Provided material
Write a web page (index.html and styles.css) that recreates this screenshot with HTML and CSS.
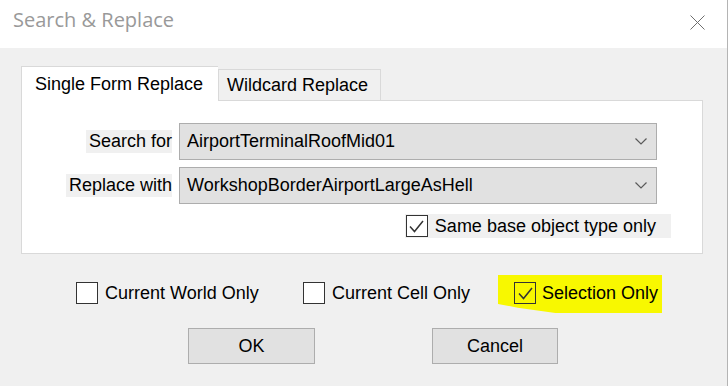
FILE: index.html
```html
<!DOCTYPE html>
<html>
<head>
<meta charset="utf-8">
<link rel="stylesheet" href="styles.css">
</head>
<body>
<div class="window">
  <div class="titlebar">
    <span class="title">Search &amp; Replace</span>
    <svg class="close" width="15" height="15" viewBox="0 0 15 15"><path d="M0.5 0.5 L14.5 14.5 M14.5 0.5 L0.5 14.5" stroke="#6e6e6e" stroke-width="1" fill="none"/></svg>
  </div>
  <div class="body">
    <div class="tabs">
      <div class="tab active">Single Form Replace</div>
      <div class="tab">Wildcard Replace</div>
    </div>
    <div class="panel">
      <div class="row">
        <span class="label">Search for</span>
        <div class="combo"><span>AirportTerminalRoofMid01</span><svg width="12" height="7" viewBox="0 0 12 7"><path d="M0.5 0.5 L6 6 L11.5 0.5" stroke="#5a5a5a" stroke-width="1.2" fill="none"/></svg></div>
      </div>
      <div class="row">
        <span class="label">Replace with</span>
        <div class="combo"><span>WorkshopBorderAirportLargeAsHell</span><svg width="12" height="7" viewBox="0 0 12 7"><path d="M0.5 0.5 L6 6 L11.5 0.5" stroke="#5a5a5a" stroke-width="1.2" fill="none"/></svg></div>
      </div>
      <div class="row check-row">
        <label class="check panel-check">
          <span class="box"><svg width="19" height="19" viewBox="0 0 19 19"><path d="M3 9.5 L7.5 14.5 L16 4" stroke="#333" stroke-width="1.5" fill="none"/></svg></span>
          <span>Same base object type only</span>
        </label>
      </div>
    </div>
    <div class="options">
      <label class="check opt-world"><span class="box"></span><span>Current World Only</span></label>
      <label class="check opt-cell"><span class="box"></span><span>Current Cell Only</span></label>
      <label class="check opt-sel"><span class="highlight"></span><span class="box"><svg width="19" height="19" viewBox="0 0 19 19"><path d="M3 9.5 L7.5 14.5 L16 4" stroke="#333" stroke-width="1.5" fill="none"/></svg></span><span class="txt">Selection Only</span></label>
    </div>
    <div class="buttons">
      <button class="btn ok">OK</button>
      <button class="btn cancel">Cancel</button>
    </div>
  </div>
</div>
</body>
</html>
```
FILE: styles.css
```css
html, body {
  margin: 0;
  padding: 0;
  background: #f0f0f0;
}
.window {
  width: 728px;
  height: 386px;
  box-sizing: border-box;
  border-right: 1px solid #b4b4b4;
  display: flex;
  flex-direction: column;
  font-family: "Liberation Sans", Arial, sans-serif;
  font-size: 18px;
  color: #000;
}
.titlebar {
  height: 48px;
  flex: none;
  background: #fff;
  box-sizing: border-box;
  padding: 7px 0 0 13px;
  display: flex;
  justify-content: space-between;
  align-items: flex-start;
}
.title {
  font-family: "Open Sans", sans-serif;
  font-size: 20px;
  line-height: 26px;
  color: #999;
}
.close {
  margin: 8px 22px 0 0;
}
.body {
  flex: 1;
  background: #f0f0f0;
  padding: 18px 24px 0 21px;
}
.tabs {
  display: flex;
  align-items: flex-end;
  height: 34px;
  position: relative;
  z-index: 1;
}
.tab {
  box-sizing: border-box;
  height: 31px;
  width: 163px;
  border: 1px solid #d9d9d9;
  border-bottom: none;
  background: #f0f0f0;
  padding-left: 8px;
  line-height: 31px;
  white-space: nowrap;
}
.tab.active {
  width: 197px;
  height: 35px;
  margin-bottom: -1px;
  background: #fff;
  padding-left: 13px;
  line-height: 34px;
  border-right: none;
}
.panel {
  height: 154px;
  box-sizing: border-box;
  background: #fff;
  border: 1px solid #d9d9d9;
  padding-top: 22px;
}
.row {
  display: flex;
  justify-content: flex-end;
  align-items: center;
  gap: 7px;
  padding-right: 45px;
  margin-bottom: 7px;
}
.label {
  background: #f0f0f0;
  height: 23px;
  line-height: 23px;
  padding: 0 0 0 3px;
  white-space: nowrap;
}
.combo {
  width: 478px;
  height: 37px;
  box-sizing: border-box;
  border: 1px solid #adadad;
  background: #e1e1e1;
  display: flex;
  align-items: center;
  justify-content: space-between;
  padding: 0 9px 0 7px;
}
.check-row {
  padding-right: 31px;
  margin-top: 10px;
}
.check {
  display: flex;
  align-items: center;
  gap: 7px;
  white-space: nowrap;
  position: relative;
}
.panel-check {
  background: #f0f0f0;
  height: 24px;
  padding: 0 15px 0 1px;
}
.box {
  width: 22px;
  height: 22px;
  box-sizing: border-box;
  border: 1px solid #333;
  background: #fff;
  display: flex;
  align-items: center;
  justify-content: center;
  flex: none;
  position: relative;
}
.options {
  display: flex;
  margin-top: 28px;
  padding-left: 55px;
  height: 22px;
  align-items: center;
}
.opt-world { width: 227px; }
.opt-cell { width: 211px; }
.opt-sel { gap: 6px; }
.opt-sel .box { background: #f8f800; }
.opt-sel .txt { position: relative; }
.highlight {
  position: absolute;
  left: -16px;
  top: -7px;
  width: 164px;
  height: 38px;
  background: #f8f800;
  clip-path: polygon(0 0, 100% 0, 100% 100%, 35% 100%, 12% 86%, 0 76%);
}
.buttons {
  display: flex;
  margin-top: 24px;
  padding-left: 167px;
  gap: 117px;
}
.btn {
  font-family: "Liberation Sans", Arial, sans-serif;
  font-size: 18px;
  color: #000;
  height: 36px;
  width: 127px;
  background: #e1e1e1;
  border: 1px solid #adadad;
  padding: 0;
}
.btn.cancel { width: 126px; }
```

What to work on
Repeat the material above verbatim. Leave the pictures behind.

Output
Write a web page (index.html and styles.css) that recreates this screenshot with HTML and CSS.
FILE: index.html
```html
<!DOCTYPE html>
<html>
<head>
<meta charset="utf-8">
<link rel="stylesheet" href="styles.css">
</head>
<body>
<div class="window">
  <div class="titlebar">
    <span class="title">Search &amp; Replace</span>
    <svg class="close" width="15" height="15" viewBox="0 0 15 15"><path d="M0.5 0.5 L14.5 14.5 M14.5 0.5 L0.5 14.5" stroke="#6e6e6e" stroke-width="1" fill="none"/></svg>
  </div>
  <div class="body">
    <div class="tabs">
      <div class="tab active">Single Form Replace</div>
      <div class="tab">Wildcard Replace</div>
    </div>
    <div class="panel">
      <div class="row">
        <span class="label">Search for</span>
        <div class="combo"><span>AirportTerminalRoofMid01</span><svg width="12" height="7" viewBox="0 0 12 7"><path d="M0.5 0.5 L6 6 L11.5 0.5" stroke="#5a5a5a" stroke-width="1.2" fill="none"/></svg></div>
      </div>
      <div class="row">
        <span class="label">Replace with</span>
        <div class="combo"><span>WorkshopBorderAirportLargeAsHell</span><svg width="12" height="7" viewBox="0 0 12 7"><path d="M0.5 0.5 L6 6 L11.5 0.5" stroke="#5a5a5a" stroke-width="1.2" fill="none"/></svg></div>
      </div>
      <div class="row check-row">
        <label class="check panel-check">
          <span class="box"><svg width="19" height="19" viewBox="0 0 19 19"><path d="M3 9.5 L7.5 14.5 L16 4" stroke="#333" stroke-width="1.5" fill="none"/></svg></span>
          <span>Same base object type only</span>
        </label>
      </div>
    </div>
    <div class="options">
      <label class="check opt-world"><span class="box"></span><span>Current World Only</span></label>
      <label class="check opt-cell"><span class="box"></span><span>Current Cell Only</span></label>
      <label class="check opt-sel"><span class="highlight"></span><span class="box"><svg width="19" height="19" viewBox="0 0 19 19"><path d="M3 9.5 L7.5 14.5 L16 4" stroke="#333" stroke-width="1.5" fill="none"/></svg></span><span class="txt">Selection Only</span></label>
    </div>
    <div class="buttons">
      <button class="btn ok">OK</button>
      <button class="btn cancel">Cancel</button>
    </div>
  </div>
</div>
</body>
</html>
```
FILE: styles.css
```css
html, body {
  margin: 0;
  padding: 0;
  background: #f0f0f0;
}
.window {
  width: 728px;
  height: 386px;
  box-sizing: border-box;
  border-right: 1px solid #b4b4b4;
  display: flex;
  flex-direction: column;
  font-family: "Liberation Sans", Arial, sans-serif;
  font-size: 18px;
  color: #000;
}
.titlebar {
  height: 48px;
  flex: none;
  background: #fff;
  box-sizing: border-box;
  padding: 7px 0 0 13px;
  display: flex;
  justify-content: space-between;
  align-items: flex-start;
}
.title {
  font-family: "Open Sans", sans-serif;
  font-size: 20px;
  line-height: 26px;
  color: #999;
}
.close {
  margin: 8px 22px 0 0;
}
.body {
  flex: 1;
  background: #f0f0f0;
  padding: 18px 24px 0 21px;
}
.tabs {
  display: flex;
  align-items: flex-end;
  height: 34px;
  position: relative;
  z-index: 1;
}
.tab {
  box-sizing: border-box;
  height: 31px;
  width: 163px;
  border: 1px solid #d9d9d9;
  border-bottom: none;
  background: #f0f0f0;
  padding-left: 8px;
  line-height: 31px;
  white-space: nowrap;
}
.tab.active {
  width: 197px;
  height: 35px;
  margin-bottom: -1px;
  background: #fff;
  padding-left: 13px;
  line-height: 34px;
  border-right: none;
}
.panel {
  height: 154px;
  box-sizing: border-box;
  background: #fff;
  border: 1px solid #d9d9d9;
  padding-top: 22px;
}
.row {
  display: flex;
  justify-content: flex-end;
  align-items: center;
  gap: 7px;
  padding-right: 45px;
  margin-bottom: 7px;
}
.label {
  background: #f0f0f0;
  height: 23px;
  line-height: 23px;
  padding: 0 0 0 3px;
  white-space: nowrap;
}
.combo {
  width: 478px;
  height: 37px;
  box-sizing: border-box;
  border: 1px solid #adadad;
  background: #e1e1e1;
  display: flex;
  align-items: center;
  justify-content: space-between;
  padding: 0 9px 0 7px;
}
.check-row {
  padding-right: 31px;
  margin-top: 10px;
}
.check {
  display: flex;
  align-items: center;
  gap: 7px;
  white-space: nowrap;
  position: relative;
}
.panel-check {
  background: #f0f0f0;
  height: 24px;
  padding: 0 15px 0 1px;
}
.box {
  width: 22px;
  height: 22px;
  box-sizing: border-box;
  border: 1px solid #333;
  background: #fff;
  display: flex;
  align-items: center;
  justify-content: center;
  flex: none;
  position: relative;
}
.options {
  display: flex;
  margin-top: 28px;
  padding-left: 55px;
  height: 22px;
  align-items: center;
}
.opt-world { width: 227px; }
.opt-cell { width: 211px; }
.opt-sel { gap: 6px; }
.opt-sel .box { background: #f8f800; }
.opt-sel .txt { position: relative; }
.highlight {
  position: absolute;
  left: -16px;
  top: -7px;
  width: 164px;
  height: 38px;
  background: #f8f800;
  clip-path: polygon(0 0, 100% 0, 100% 100%, 35% 100%, 12% 86%, 0 76%);
}
.buttons {
  display: flex;
  margin-top: 24px;
  padding-left: 167px;
  gap: 117px;
}
.btn {
  font-family: "Liberation Sans", Arial, sans-serif;
  font-size: 18px;
  color: #000;
  height: 36px;
  width: 127px;
  background: #e1e1e1;
  border: 1px solid #adadad;
  padding: 0;
}
.btn.cancel { width: 126px; }
```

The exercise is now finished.